First Evidence for Chorus at a Large Geocentric Distance as a Source of Plasmaspheric Hiss: Coordinated THEMIS and Van Allen Probes Observation

by Wen Li
UCLA Atmospheric & Oceanic Sciences


Plasmaspheric hiss is a broadband incoherent whistler-mode emission observed predominantly in the plasmasphere or high-density plumes. Since its discovery in the 1960s, hiss emissions have been shown to effectively scatter energetic electrons over various energies, and thus play an important role in controlling the overall structure and dynamics of the Earth’s radiation belts.

Despite its importance, the elusive origin of hiss has been a topic of intense debate for over four decades. A recent planned coordination campaign between THEMIS and Van Allen Probes on the dayside provided an unprecedented opportunity to capture chorus and hiss simultaneously. We report a particularly interesting event exhibiting a remarkable correlation between chorus and hiss, which we interpret as causal.

Figure 1. (a) Frequency-time spectrogram of magnetic spectral density from TH-E. (b) Frequency-time spectrogram of magnetic spectral density from RB-B. The white or black lines in Figures 1a and 1b represent 0.5 fce, 0.1 fce, and fLHR. (c) Wave amplitudes integrated over 200-600 Hz observed on TH-E (blue) and RB-B (red).


Figure 1 shows the coordinated wave observation between THEMIS E (TH-E) and Van Allen Probe B (RB-B). TH-E was located at 9.8 RE and ~12.9 MLT, and observed modulated whistler-mode chorus waves (Figure 1a) outside the plasmapause. Interestingly, during the same period RB-B detected hiss wave modulation at ~5.8 RE inside the plasmasphere at a slightly earlier MLT (~12.2 h). As shown in Figure 1c, the comparison of chorus and hiss wave amplitudes integrated over 200-600 Hz observed by TH-E and RB-B exhibits an excellent correlation but with a time delay of 5-8 s. We also calculated correction coefficients between two wave spectra, and found that the highest correlation > ~0.7 was obtained in the frequency range of 225-350 Hz with a time lag of ~5-8 s. Because the chorus modulation precedes hiss modulation by ~5-8 s, these observations suggest that hiss may originate from chorus and the propagation time from the chorus source region to the observed location of hiss is ~5-8 s.

Figure 2.The evolution of ray path in the meridional plane launched with various wave normal angles (color-coded). The latitudinal distribution of plasma density is shown with the gray color bar and the black dashed line represents the dipole magnetic field line.

To evaluate whether the aforementioned time delay is consistent with chorus being the embryonic source of hiss, we performed a 2-D ray tracing simulation using the HOTRAY code. The ray tracing results for a wave frequency of 300 Hz are shown in Figure 2, where the plasma density distribution in the meridional plane is shown in a gray color bar together with the ray trajectories color-coded for rays launched with various initial wave normal angles.

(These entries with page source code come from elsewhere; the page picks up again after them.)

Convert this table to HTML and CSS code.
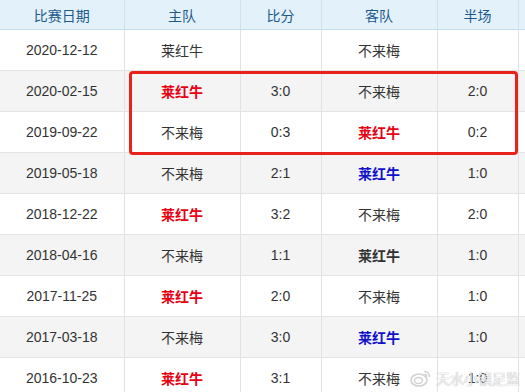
FILE: index.html
```html
<!DOCTYPE html>
<html lang="zh">
<head>
<meta charset="utf-8">
<link rel="stylesheet" href="styles.css">
</head>
<body>
<div class="wrap">
<table class="tbl">
<colgroup>
<col class="c1"><col class="c2"><col class="c3"><col class="c4"><col class="c5"><col class="c6">
</colgroup>
<thead>
<tr><th>比赛日期</th><th>主队</th><th>比分</th><th>客队</th><th>半场</th><th></th></tr>
</thead>
<tbody>
<tr><td>2020-12-12</td><td>莱红牛</td><td></td><td>不来梅</td><td></td><td></td></tr>
<tr><td>2020-02-15</td><td class="red">莱红牛</td><td>3:0</td><td>不来梅</td><td>2:0</td><td></td></tr>
<tr><td>2019-09-22</td><td>不来梅</td><td>0:3</td><td class="red">莱红牛</td><td>0:2</td><td></td></tr>
<tr><td>2019-05-18</td><td>不来梅</td><td>2:1</td><td class="blue">莱红牛</td><td>1:0</td><td></td></tr>
<tr><td>2018-12-22</td><td class="red">莱红牛</td><td>3:2</td><td>不来梅</td><td>2:0</td><td></td></tr>
<tr><td>2018-04-16</td><td>不来梅</td><td>1:1</td><td class="dark">莱红牛</td><td>1:0</td><td></td></tr>
<tr><td>2017-11-25</td><td class="red">莱红牛</td><td>2:0</td><td>不来梅</td><td>1:0</td><td></td></tr>
<tr><td>2017-03-18</td><td>不来梅</td><td>3:0</td><td class="blue">莱红牛</td><td>1:0</td><td></td></tr>
<tr><td>2016-10-23</td><td class="red">莱红牛</td><td>3:1</td><td>不来梅</td><td>1:0</td><td></td></tr>
</tbody>
</table>
<div class="highlight"></div>
<div class="watermark">
<svg class="wb" width="22" height="18" viewBox="0 0 22 18"><ellipse cx="9" cy="11" rx="8" ry="6" fill="none" stroke="#c8c8c8" stroke-width="1.6"/><ellipse cx="8.5" cy="11.5" rx="4" ry="3" fill="none" stroke="#c8c8c8" stroke-width="1.4"/><path d="M14 2.5a5 5 0 0 1 5.5 5.5" fill="none" stroke="#c8c8c8" stroke-width="1.5"/><path d="M14.5 5.2a2.4 2.4 0 0 1 2.4 2.4" fill="none" stroke="#c8c8c8" stroke-width="1.3"/></svg>
<span>天水小镇足监</span>
</div>
</div>
</body>
</html>
```
FILE: styles.css
```css
html, body {
  margin: 0;
  padding: 0;
  background: #fff;
  overflow: hidden;
}
.wrap {
  position: relative;
  width: 525px;
  height: 392px;
  overflow: hidden;
}
.tbl {
  border-collapse: collapse;
  table-layout: fixed;
  width: 578px;
  font-family: "Liberation Sans", "Noto Sans CJK SC", sans-serif;
  font-size: 14px;
  color: #333;
}
.c1 { width: 124px; }
.c2 { width: 116px; }
.c3 { width: 81px; }
.c4 { width: 116px; }
.c5 { width: 81px; }
.c6 { width: 60px; }
.tbl th {
  height: 29px;
  padding: 0;
  background: #e3f1fb;
  color: #1d5a8c;
  font-weight: normal;
  font-size: 14px;
  text-align: center;
  border-left: 1px solid #cfe2f0;
  border-bottom: 1px solid #c8dceb;
}
.tbl td {
  height: 40px;
  padding: 0;
  text-align: center;
  border-left: 1px solid #e2e2e2;
  border-bottom: 1px solid #e4e4e4;
}
.tbl th:first-child, .tbl td:first-child { border-left: none; }
.tbl tbody tr:nth-child(even) td { background: #f4f4f4; }
.red { color: #e60012; font-weight: bold; }
.blue { color: #1111cc; font-weight: bold; }
.dark { color: #333; font-weight: bold; }
.highlight {
  position: absolute;
  left: 129px;
  top: 71px;
  width: 383px;
  height: 78px;
  border: 3px solid #e8231b;
  border-radius: 4px;
}
.watermark {
  position: absolute;
  left: 410px;
  top: 368px;
  display: flex;
  align-items: center;
  gap: 4px;
  font-family: "Noto Sans CJK SC", sans-serif;
  font-size: 14px;
  color: rgba(255, 255, 255, 0.85);
  text-shadow: 0 0 1px #aaa, 0 0 1px #aaa;
  opacity: 0.8;
  white-space: nowrap;
}
```
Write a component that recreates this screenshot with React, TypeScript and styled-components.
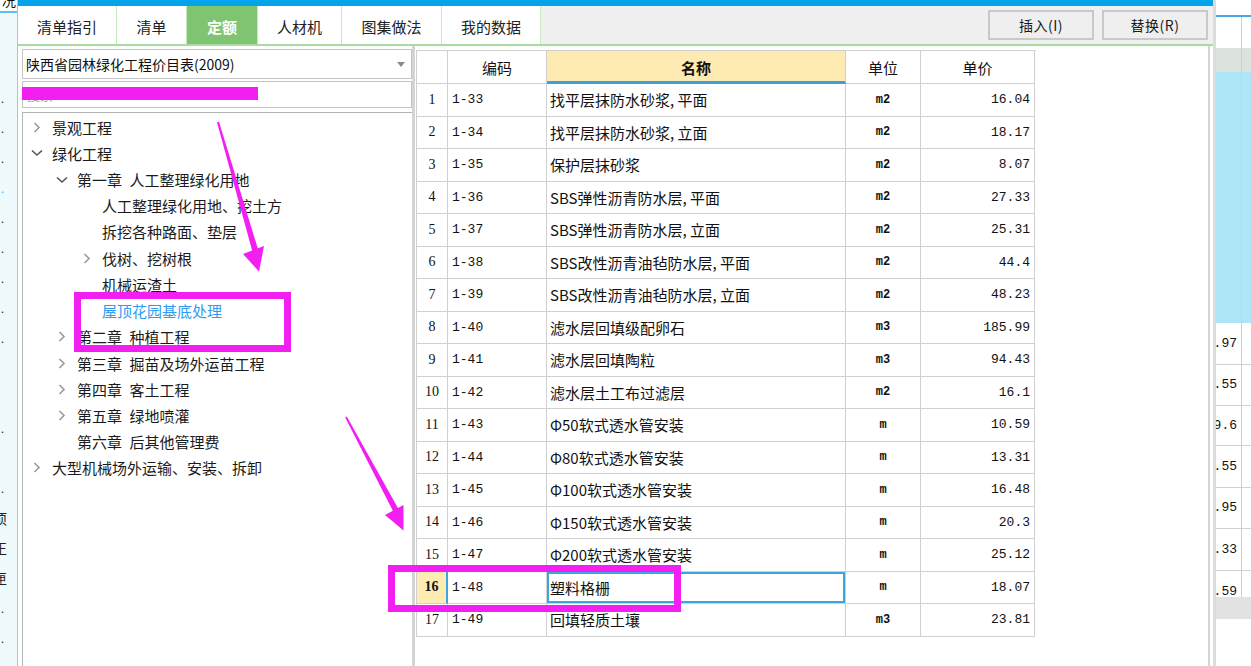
import React from 'react';
import styled, { createGlobalStyle } from 'styled-components';

const GlobalStyle = createGlobalStyle`
  html, body { margin: 0; padding: 0; background: #ffffff; }
  #root { width: 1251px; height: 666px; }
`;

const CJK = `"Noto Sans CJK SC", "Microsoft YaHei", sans-serif`;
const MONO = `"Liberation Mono", "Noto Sans CJK SC", monospace`;
const SERIF = `"Liberation Serif", "Noto Sans CJK SC", serif`;

const Screen = styled.div`
  position: relative;
  display: flex;
  width: 1251px;
  height: 666px;
  overflow: hidden;
  background: #ffffff;
  font-family: ${CJK};
  color: #111;
`;

/* --- background window, left edge --- */
const LeftStrip = styled.div`
  width: 17px;
  flex-shrink: 0;
  display: flex;
  flex-direction: column;
  background: #effafd;
`;

const StripTop = styled.div`
  height: 11px;
  background: #ffffff;
  border-bottom: 2px solid #5cc0ea;
  overflow: hidden;
  font-size: 14px;
  line-height: 14px;
  text-align: right;
  padding-right: 1px;
  span { display: block; margin-top: -7px; }
`;

const StripList = styled.div`
  padding-top: 70px;
  display: flex;
  flex-direction: column;
`;

const StripItem = styled.div<{ $cyan?: boolean; $glyph?: boolean }>`
  height: 30px;
  display: flex;
  align-items: center;
  justify-content: flex-end;
  overflow: hidden;
  white-space: nowrap;
  padding-right: ${p => (p.$glyph ? 10 : 12)}px;
  font-size: ${p => (p.$glyph ? 14 : 11)}px;
  color: ${p => (p.$cyan ? '#32b4e6' : '#222')};
  letter-spacing: ${p => (p.$glyph ? 0 : 1)}px;
`;

/* --- dialog --- */
const Dialog = styled.div`
  width: 1195px;
  flex-shrink: 0;
  display: flex;
  flex-direction: column;
  border-left: 1px solid #bdbdbd;
  border-right: 3px solid #dcdcdc;
  background: #ffffff;
`;

const TopBar = styled.div`
  height: 6px;
  background: #03a4e9;
`;

const TabRow = styled.div`
  height: 38px;
  display: flex;
  align-items: stretch;
  background: #f0f0f0;
  border-bottom: 2px solid #a9dca0;
  padding-right: 5px;
`;

const Tab = styled.div<{ $w: number; $active?: boolean }>`
  width: ${p => p.$w}px;
  box-sizing: border-box;
  display: flex;
  align-items: center;
  justify-content: center;
  padding-top: 3px;
  font-size: 15px;
  background: ${p => (p.$active ? '#7fc470' : '#ffffff')};
  color: ${p => (p.$active ? '#ffffff' : '#222')};
  font-weight: ${p => (p.$active ? 700 : 400)};
  border-right: 1px solid #c6ebbe;
`;

const Spacer = styled.div`
  flex: 1;
`;

const ActionButton = styled.div`
  width: 106px;
  height: 30px;
  margin-top: 4px;
  margin-left: 8px;
  box-sizing: border-box;
  display: flex;
  align-items: center;
  justify-content: center;
  background: #efefef;
  border: 2px solid #c9c9c9;
  font-size: 14px;
  letter-spacing: 0.5px;
  color: #1a1a1a;
`;

const Body = styled.div`
  flex: 1;
  display: flex;
  min-height: 0;
  padding-right: 3px;
`;

/* --- left panel --- */
const LeftPanel = styled.div`
  width: 394px;
  flex-shrink: 0;
  box-sizing: border-box;
  padding: 3px 0 0 4px;
  display: flex;
  flex-direction: column;
`;

const Select = styled.div`
  height: 30px;
  box-sizing: border-box;
  border: 1px solid #c4c4c4;
  display: flex;
  align-items: center;
  padding: 0 6px 0 3px;
  font-size: 14px;
  color: #111;
  span { flex: 1; }
`;

const Search = styled.div`
  height: 27px;
  margin-top: 2px;
  box-sizing: border-box;
  border: 1px solid #c4c4c4;
  display: flex;
  align-items: center;
  padding-left: 4px;
  font-size: 13px;
  color: #9a9a9a;
`;

const Tree = styled.div`
  flex: 1;
  margin-top: 4px;
  border-left: 1px solid #b4b4b4;
  border-top: 1px solid #b4b4b4;
  padding-top: 1px;
`;

const TreeRow = styled.div<{ $depth: number; $link?: boolean }>`
  height: 26.23px;
  display: flex;
  align-items: center;
  padding-left: ${p => 7 + p.$depth * 25}px;
  font-size: 15px;
  white-space: pre;
  color: ${p => (p.$link ? '#2f9cf0' : '#1b1b1b')};
`;

const Caret = styled.span`
  width: 14px;
  margin-right: 8px;
  display: flex;
  align-items: center;
  justify-content: center;
`;

/* --- table panel --- */
const TablePanel = styled.div`
  flex: 1;
  border-left: 3px solid #d4d4d4;
  border-right: 2px solid #d4d4d4;
  padding: 4px 0 0 1px;
`;

const Grid = styled.div`
  width: 619px;
  border-left: 1px solid #d0d0d0;
  border-top: 1px solid #d0d0d0;
`;

const Line = styled.div<{ $head?: boolean }>`
  display: grid;
  grid-template-columns: 31px 99px 299px 75px 114px;
  height: ${p => (p.$head ? 33 : 32.5)}px;
`;

const HeadCell = styled.div<{ $accent?: boolean }>`
  display: flex;
  align-items: center;
  justify-content: center;
  box-sizing: border-box;
  border-right: 1px solid #d0d0d0;
  border-bottom: ${p => (p.$accent ? '3px solid #3aa2da' : '1px solid #d0d0d0')};
  background: ${p => (p.$accent ? '#feebb4' : '#ffffff')};
  font-weight: ${p => (p.$accent ? 700 : 400)};
  font-size: 15px;
  line-height: 1;
  padding-top: ${p => (p.$accent ? 2 : 0)}px;
`;

const NumCell = styled.div<{ $current?: boolean }>`
  display: flex;
  align-items: center;
  justify-content: center;
  box-sizing: border-box;
  border-right: ${p => (p.$current ? '2px solid #3aa6dc' : '1px solid #d0d0d0')};
  border-bottom: 1px solid #d0d0d0;
  background: ${p => (p.$current ? '#feebb4' : '#ffffff')};
  font-family: ${SERIF};
  font-weight: ${p => (p.$current ? 700 : 400)};
  font-size: 14px;
`;

const Cell = styled.div<{ $align?: 'left' | 'center' | 'right'; $mono?: boolean; $small?: boolean; $selected?: boolean }>`
  display: flex;
  align-items: center;
  justify-content: ${p => (p.$align === 'right' ? 'flex-end' : p.$align === 'center' ? 'center' : 'flex-start')};
  box-sizing: border-box;
  padding: 0 4px 0 ${p => (p.$mono ? 4 : 3)}px;
  border-right: 1px solid #d0d0d0;
  border-bottom: 1px solid #d0d0d0;
  font-family: ${p => (p.$mono ? MONO : CJK)};
  font-size: ${p => (p.$small ? 12 : p.$mono ? 13 : 15)}px;
  font-weight: ${p => (p.$small ? 700 : 400)};
  white-space: nowrap;
  box-shadow: ${p => (p.$selected ? 'inset 0 0 0 2px #3aa6dc' : 'none')};
`;

/* --- background window, right edge --- */
const RightStrip = styled.div`
  flex: 1;
  display: flex;
  flex-direction: column;
  background: #ffffff;
`;

const RTop = styled.div`
  height: 15px;
  border-bottom: 2px solid #4aaae0;
`;

const RRow = styled.div<{ $h: number; $bg?: string; $line?: boolean }>`
  height: ${p => p.$h}px;
  flex-shrink: 0;
  display: grid;
  grid-template-columns: 26px 1fr;
  background: ${p => p.$bg || '#ffffff'};
  box-sizing: border-box;
  border-bottom: ${p => (p.$line ? '1px solid #d0d0d0' : 'none')};
  overflow: hidden;
`;

const RCell = styled.div<{ $padTop?: number }>`
  border-right: 1px solid #d0d0d0;
  display: flex;
  align-items: ${p => (p.$padTop ? 'flex-start' : 'center')};
  justify-content: flex-end;
  padding: ${p => p.$padTop || 0}px 4px 0 0;
  font-family: ${MONO};
  font-size: 13px;
  white-space: nowrap;
`;

const RFill = styled.div`
  flex: 1;
`;

const Overlay = styled.svg`
  position: absolute;
  left: 0;
  top: 0;
  pointer-events: none;
`;

const ChevronRight = () => (
  <svg width="8" height="11" viewBox="0 0 8 11">
    <polyline points="1.5,1 6,5.5 1.5,10" fill="none" stroke="#9b9b9b" strokeWidth="1.6" />
  </svg>
);

const ChevronDown = () => (
  <svg width="12" height="8" viewBox="0 0 12 8">
    <polyline points="1,1.5 6,6 11,1.5" fill="none" stroke="#555" strokeWidth="1.6" />
  </svg>
);

const SP = '\u2002';

type Node = { label: string; depth: number; caret?: 'right' | 'down'; link?: boolean };

const tree: Node[] = [
  { label: '景观工程', depth: 0, caret: 'right' },
  { label: '绿化工程', depth: 0, caret: 'down' },
  { label: `第一章${SP}人工整理绿化用地`, depth: 1, caret: 'down' },
  { label: '人工整理绿化用地、挖土方', depth: 2 },
  { label: '拆挖各种路面、垫层', depth: 2 },
  { label: '伐树、挖树根', depth: 2, caret: 'right' },
  { label: '机械运渣土', depth: 2 },
  { label: '屋顶花园基底处理', depth: 2, link: true },
  { label: `第二章${SP}种植工程`, depth: 1, caret: 'right' },
  { label: `第三章${SP}掘苗及场外运苗工程`, depth: 1, caret: 'right' },
  { label: `第四章${SP}客土工程`, depth: 1, caret: 'right' },
  { label: `第五章${SP}绿地喷灌`, depth: 1, caret: 'right' },
  { label: `第六章${SP}后其他管理费`, depth: 1 },
  { label: '大型机械场外运输、安装、拆卸', depth: 0, caret: 'right' },
];

const rows: [string, string, string, string][] = [
  ['1-33', '找平层抹防水砂浆, 平面', 'm2', '16.04'],
  ['1-34', '找平层抹防水砂浆, 立面', 'm2', '18.17'],
  ['1-35', '保护层抹砂浆', 'm2', '8.07'],
  ['1-36', 'SBS弹性沥青防水层, 平面', 'm2', '27.33'],
  ['1-37', 'SBS弹性沥青防水层, 立面', 'm2', '25.31'],
  ['1-38', 'SBS改性沥青油毡防水层, 平面', 'm2', '44.4'],
  ['1-39', 'SBS改性沥青油毡防水层, 立面', 'm2', '48.23'],
  ['1-40', '滤水层回填级配卵石', 'm3', '185.99'],
  ['1-41', '滤水层回填陶粒', 'm3', '94.43'],
  ['1-42', '滤水层土工布过滤层', 'm2', '16.1'],
  ['1-43', 'Φ50软式透水管安装', 'm', '10.59'],
  ['1-44', 'Φ80软式透水管安装', 'm', '13.31'],
  ['1-45', 'Φ100软式透水管安装', 'm', '16.48'],
  ['1-46', 'Φ150软式透水管安装', 'm', '20.3'],
  ['1-47', 'Φ200软式透水管安装', 'm', '25.12'],
  ['1-48', '塑料格栅', 'm', '18.07'],
  ['1-49', '回填轻质土壤', 'm3', '23.81'],
];

const stripItems: { text: string; cyan?: boolean; glyph?: boolean }[] = [
  { text: '...' }, { text: '..' }, { text: '..' }, { text: '..', cyan: true }, { text: '..' },
  { text: '..' }, { text: '..' }, { text: '..' }, { text: '..' }, { text: '' }, { text: '' },
  { text: '..' }, { text: '' }, { text: '.' },
  { text: '项', glyph: true }, { text: '正', glyph: true }, { text: '匣', glyph: true },
  { text: '....' }, { text: '....' },
];

const tabs = [
  { label: '清单指引', w: 99 },
  { label: '清单', w: 70 },
  { label: '定额', w: 71, active: true },
  { label: '人材机', w: 84 },
  { label: '图集做法', w: 100 },
  { label: '我的数据', w: 99 },
];

const sideValues = ['.97', '.55', '9.6', '.55', '.95', '.33'];

const MAGENTA = '#f21ff0';

const App = () => (
  <>
    <GlobalStyle />
    <Screen>
      <LeftStrip>
        <StripTop><span>况</span></StripTop>
        <StripList>
          {stripItems.map((s, i) => (
            <StripItem key={i} $cyan={s.cyan} $glyph={s.glyph}>{s.text}</StripItem>
          ))}
        </StripList>
      </LeftStrip>

      <Dialog>
        <TopBar />
        <TabRow>
          {tabs.map(t => (
            <Tab key={t.label} $w={t.w} $active={t.active}>{t.label}</Tab>
          ))}
          <Spacer />
          <ActionButton>插入(I)</ActionButton>
          <ActionButton>替换(R)</ActionButton>
        </TabRow>

        <Body>
          <LeftPanel>
            <Select>
              <span>陕西省园林绿化工程价目表(2009)</span>
              <svg width="8" height="5" viewBox="0 0 8 5">
                <polygon points="0,0 8,0 4,5" fill="#8a8a8a" />
              </svg>
            </Select>
            <Search>搜索</Search>
            <Tree>
              {tree.map(n => (
                <TreeRow key={n.label} $depth={n.depth} $link={n.link}>
                  <Caret>
                    {n.caret === 'right' && <ChevronRight />}
                    {n.caret === 'down' && <ChevronDown />}
                  </Caret>
                  {n.label}
                </TreeRow>
              ))}
            </Tree>
          </LeftPanel>

          <TablePanel>
            <Grid>
              <Line $head>
                <HeadCell />
                <HeadCell>编码</HeadCell>
                <HeadCell $accent>名称</HeadCell>
                <HeadCell>单位</HeadCell>
                <HeadCell>单价</HeadCell>
              </Line>
              {rows.map(([code, name, unit, price], i) => {
                const current = i === 15;
                return (
                  <Line key={code}>
                    <NumCell $current={current}>{i + 1}</NumCell>
                    <Cell $mono>{code}</Cell>
                    <Cell $selected={current}>{name}</Cell>
                    <Cell $align="center" $mono $small>{unit}</Cell>
                    <Cell $align="right" $mono>{price}</Cell>
                  </Line>
                );
              })}
            </Grid>
          </TablePanel>
        </Body>
      </Dialog>

      <RightStrip>
        <RTop />
        <RRow $h={31}><RCell /></RRow>
        <RRow $h={24} $bg="#dce3df"><RCell /></RRow>
        <RRow $h={251} $bg="#aee6f8"><RCell /></RRow>
        {sideValues.map((v, i) => (
          <RRow key={i} $h={i === 2 ? 40 : 41.5} $line><RCell>{v}</RCell></RRow>
        ))}
        <RRow $h={26}><RCell $padTop={13}>.59</RCell></RRow>
        <RRow $h={22} $bg="#e2e2e2" />
        <RFill />
      </RightStrip>

      <Overlay width="1251" height="666" viewBox="0 0 1251 666">
        <rect x="22" y="87" width="236" height="13" fill={MAGENTA} />
        <rect x="77.5" y="295.5" width="210" height="53" fill="none" stroke={MAGENTA} strokeWidth="7" />
        <rect x="391.5" y="568.5" width="286" height="40" fill="none" stroke={MAGENTA} strokeWidth="7" />
        <polygon points="217,122.3 219,121.7 261,259 255,261" fill={MAGENTA} />
        <polygon points="243,254 264,246 259,271.5" fill={MAGENTA} />
        <polygon points="345.2,417.4 346.8,416.6 399,510 394,513" fill={MAGENTA} />
        <polygon points="385,515 403.5,505 403.5,530.5" fill={MAGENTA} />
      </Overlay>
    </Screen>
  </>
);

export default App;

These rays were initially launched at 9.8 RE at the magnetic equator, where chorus waves were observed by TH-E, and subsequently propagated towards higher latitudes. As shown in Figure 2, the rays with wave normal angles between -41° and -26° can enter into the plasmasphere, experience internal reflection and subsequently propagate toward the equator crossing the L ~ 5.6-5.8, very close to the region where RB-B observed hiss. The propagation time for this group of rays from the chorus source region at the L-shell of 9.8 to the magnetic equator is about 5-6 s, which is in excellent agreement with the observed time delay where the highest correlation was obtained.


Using a coordinated observation from THEMIS and Van Allen Probes, we report a particularly interesting event, where plasmaspheric hiss appeared to originate from modulated chorus waves at large L-shells (~9.8), different from the previously reported events observed at smaller L-shells (< 6). The chorus waves were observed at a large L-shell of ~9.8, which is surprising because previous modeling suggested that chorus should be unable to propagate into the plasmasphere from such large distances without being severely Landau damped. Our ray tracing simulation supports our assertion and explains why chorus observed at such a large L-shell can propagate into the plasmasphere and contribute to hiss formation.


Li, W., L. Chen, J. Bortnik, R. M. Thorne, V. Angelopoulos, C. A. Kletzing, W. S. Kurth, and G. B. Hospodarsky (2015), First evidence for chorus at a large geocentric distance as a source of plasmaspheric hiss: Coordinated THEMIS and Van Allen Probes observation, Geophys. Res. Lett., 42, 241–248, doi:10.1002/2014GL062832.

Biographical Note

Wen Li is a research scientist in the Department of Atmospheric and Oceanic Sciences at UCLA.